As Rupert Russel points out in his most recent book Price Wars, these events are not reflected by rising prices through some natural, uncontrollable transmission mechanism. Commodities prices have been rising for months now as speculators in London and New York predict—and profit from—post-lockdown shortages and mounting geopolitical tensions.

The predictions made by commodities traders create a positive feedback loop, whereby rising commodity prices create the very economic and political turmoil the speculators predicted. Rising energy prices, for example, have made it much harder for western states to sanction Russian energy exports.

While fossil fuel executives and commodities traders are profiting from the pervasive volatility and uncertainty in commodities and financial markets, millions of people around the world are struggling to survive.

For many years now, inflation has seemed like something of an academic concern. In the Eurozone, policymakers have been more worried about deflation than rising prices. So post-lockdown debates on rising prices have often seemed pretty abstract.

But inflation is now back with a bang, and it’s pushing millions of people into poverty. In the UK, 22% of people admit to diving into their savings in order to pay for essentials, and 21% people under 50 say they’ve taken out more credit card debt simply to get by. Survey data reflects the macroeconomic picture, with households reporting rising food, electricity and fuel prices as the most significant factors driving up costs.

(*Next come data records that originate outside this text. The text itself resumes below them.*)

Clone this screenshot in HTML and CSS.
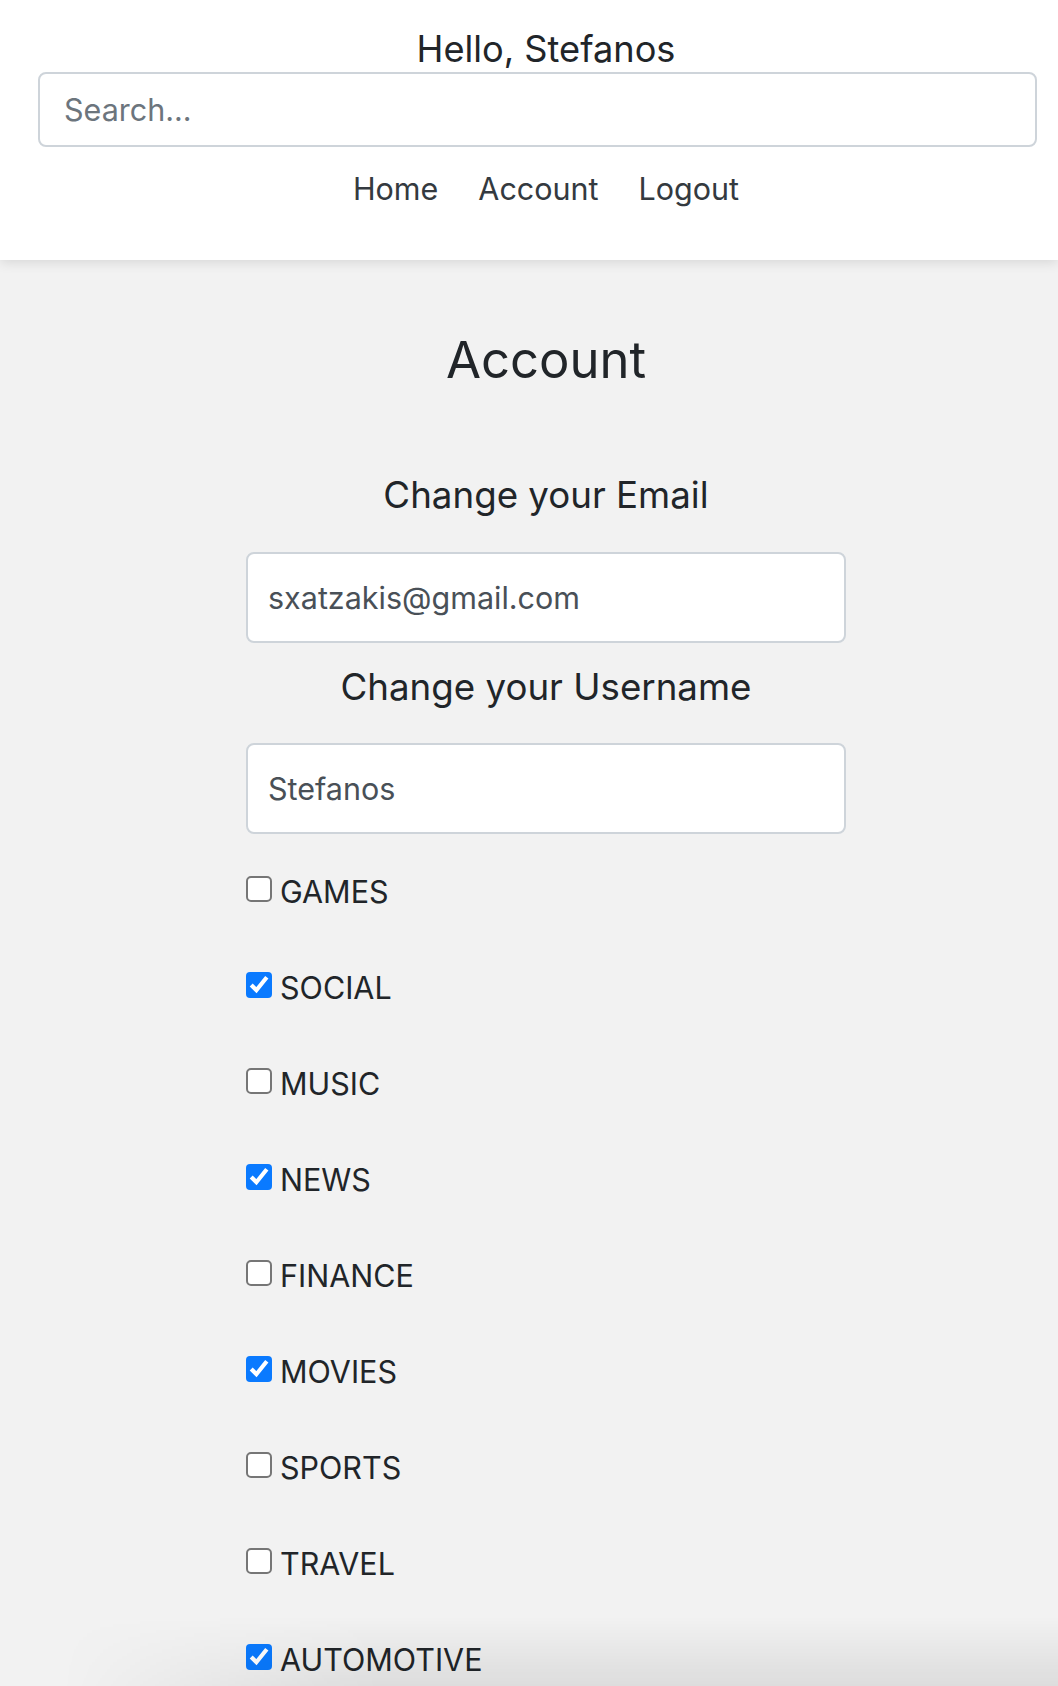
FILE: index.html
```html
<!DOCTYPE html>
<html lang="en">
<head>
<meta charset="utf-8">
<title>Account</title>
<link rel="stylesheet" href="styles.css">
</head>
<body>
<header class="topbar">
  <div class="topbar-inner">
    <h5 class="greeting">Hello, Stefanos</h5>
    <input class="search" type="text" placeholder="Search...">
    <nav class="nav">
      <a class="nav-link" href="#">Home</a>
      <a class="nav-link" href="#">Account</a>
      <a class="nav-link" href="#">Logout</a>
    </nav>
  </div>
</header>
<main class="account">
  <h3 class="page-title">Account</h3>
  <form class="account-form">
    <h5 class="field-title">Change your Email</h5>
    <input class="field" type="email" value="sxatzakis@gmail.com">
    <h5 class="field-title">Change your Username</h5>
    <input class="field" type="text" value="Stefanos">
    <div class="categories">
      <label class="check"><input class="check-box" type="checkbox"><span>GAMES</span></label>
      <label class="check"><input class="check-box" type="checkbox" checked><span>SOCIAL</span></label>
      <label class="check"><input class="check-box" type="checkbox"><span>MUSIC</span></label>
      <label class="check"><input class="check-box" type="checkbox" checked><span>NEWS</span></label>
      <label class="check"><input class="check-box" type="checkbox"><span>FINANCE</span></label>
      <label class="check"><input class="check-box" type="checkbox" checked><span>MOVIES</span></label>
      <label class="check"><input class="check-box" type="checkbox"><span>SPORTS</span></label>
      <label class="check"><input class="check-box" type="checkbox"><span>TRAVEL</span></label>
      <label class="check"><input class="check-box" type="checkbox" checked><span>AUTOMOTIVE</span></label>
    </div>
  </form>
</main>
<div class="bottom-shade"></div>
</body>
</html>
```

FILE: styles.css
```css
* {
  box-sizing: border-box;
}

html, body {
  margin: 0;
  padding: 0;
}

body {
  background: #f2f2f2;
  color: #212529;
  font-family: "Inter", "Liberation Sans", sans-serif;
}

.topbar {
  background: #ffffff;
  box-shadow: 0 2px 12px rgba(0, 0, 0, 0.12);
  position: relative;
  z-index: 1;
}

.topbar-inner {
  padding: 26px 4px 31px 38px;
  display: flex;
  flex-direction: column;
  align-items: center;
}

.greeting {
  margin: 0;
  font-size: 36.2px;
  font-weight: 400;
  line-height: 46px;
  color: #212529;
}

.search {
  align-self: flex-start;
  width: 999px;
  height: 75px;
  border: 2px solid #ced4da;
  border-radius: 8px;
  padding: 0 24px;
  font-family: inherit;
  font-size: 30.5px;
  color: #495057;
  background: #fff;
  outline: none;
}

.search::placeholder {
  color: #6c757d;
}

.nav {
  display: flex;
  margin-top: 2px;
}

.nav-link {
  display: block;
  padding: 16px 20px;
  font-size: 30.5px;
  line-height: 48px;
  color: #343a40;
  text-decoration: none;
}

.account {
  padding: 68px 0 0 34px;
  display: flex;
  flex-direction: column;
  align-items: center;
}

.page-title {
  margin: 0 0 81px;
  font-size: 50.8px;
  font-weight: 400;
  line-height: 63px;
}

.account-form {
  width: 600px;
  display: flex;
  flex-direction: column;
}

.field-title {
  margin: 0 0 34px;
  text-align: center;
  font-size: 36.7px;
  font-weight: 400;
  line-height: 45.6px;
}

.field {
  width: 600px;
  height: 91px;
  margin: 0 0 21px;
  padding: 0 20px;
  border: 2px solid #ced4da;
  border-radius: 8px;
  background: #fff;
  font-family: inherit;
  font-size: 30.5px;
  color: #495057;
  outline: none;
}

.categories {
  margin-top: 13px;
  display: flex;
  flex-direction: column;
  gap: 48px;
}

.check {
  display: flex;
  align-items: flex-start;
  height: 48px;
  font-size: 30.5px;
  line-height: 48px;
  color: #212529;
}

.check-box {
  zoom: 2;
  width: 13px;
  height: 13px;
  margin: 4px 4px 0 0;
  accent-color: #0a7aff;
}

.bottom-shade {
  position: fixed;
  left: 0;
  right: 0;
  bottom: 0;
  height: 70px;
  pointer-events: none;
  background: linear-gradient(to bottom, rgba(0, 0, 0, 0), rgba(0, 0, 0, 0.085));
  -webkit-mask-image: linear-gradient(to right, transparent 60px, #000 380px);
  mask-image: linear-gradient(to right, transparent 60px, #000 380px);
  z-index: 2;
}
```
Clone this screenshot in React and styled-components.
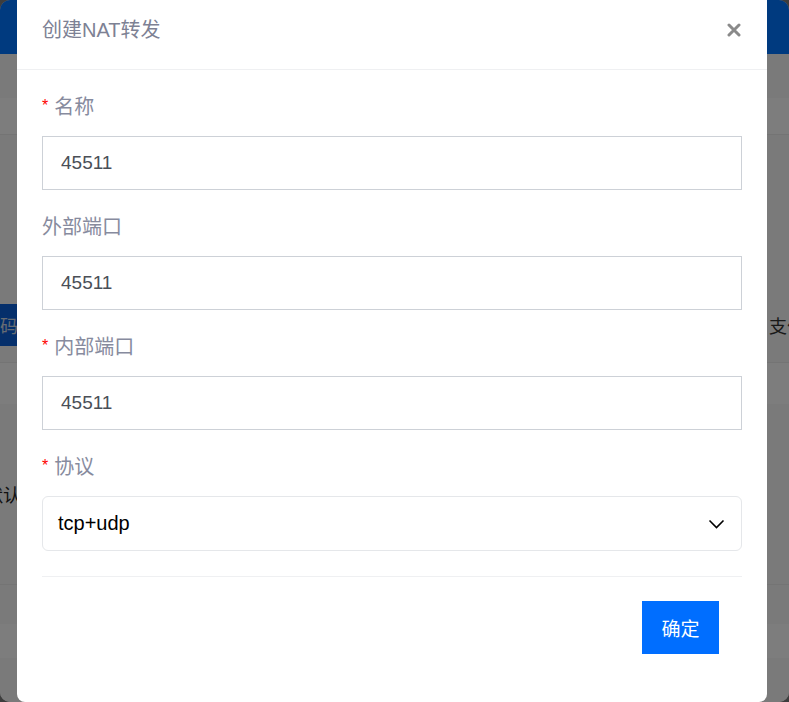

The situation is even worse for young people, who have been more affected by stagnant wages and rising unemployment because they are more likely to be in work and reliant on income from wages (rather than from assets). Those who join the labour market during a recession like this one find their early years of work much harder and experience a lifetime ‘scar’ on their earnings as a result.

They’re also more likely to be living in expensive rented accommodation, which eats up on average around third of their take home pay—and far more in London. Young people are less likely to have savings to use to cover these costs, which leaves them dependent upon debt to make ends meet. If interest rates rise in response to rising inflation, these young people will be punished even further.

But it is the poor—of all ages—who are going to be most affected by rising prices. Many are living in insecure rented accommodation, in low-wage, insecure work, and dependent upon social security and high interest debt just to get by. With Rishi Sunak having ended the £20 uplift in Universal Credit alongside an increase in interest rates, many will be pushed into poverty and homelessness.

When you account for the fact that these pressures are global—the IMF found average food inflation was running at nearly 7% in December—the picture is even bleaker. Rising food and fuel prices are going to push some of the poorest people on the planet even further into poverty. According to the World Food Programme, 2021 saw an unprecedented increase in global hunger and food prices.

Politicians may now feel like they can blame the war in Ukraine for rising prices and encourage a kind of blitz spirit whereby people accede to some degree of suffering in solidarity with the ‘war effort’.

But, as is always the case during war time, only the working classes are going to be asked to make sacrifices. The wealthy are going to continue to profiteer from the chaos, while the media distract us with op-eds on how we should ban Tchaikovsky and carpet bomb Eastern Europe.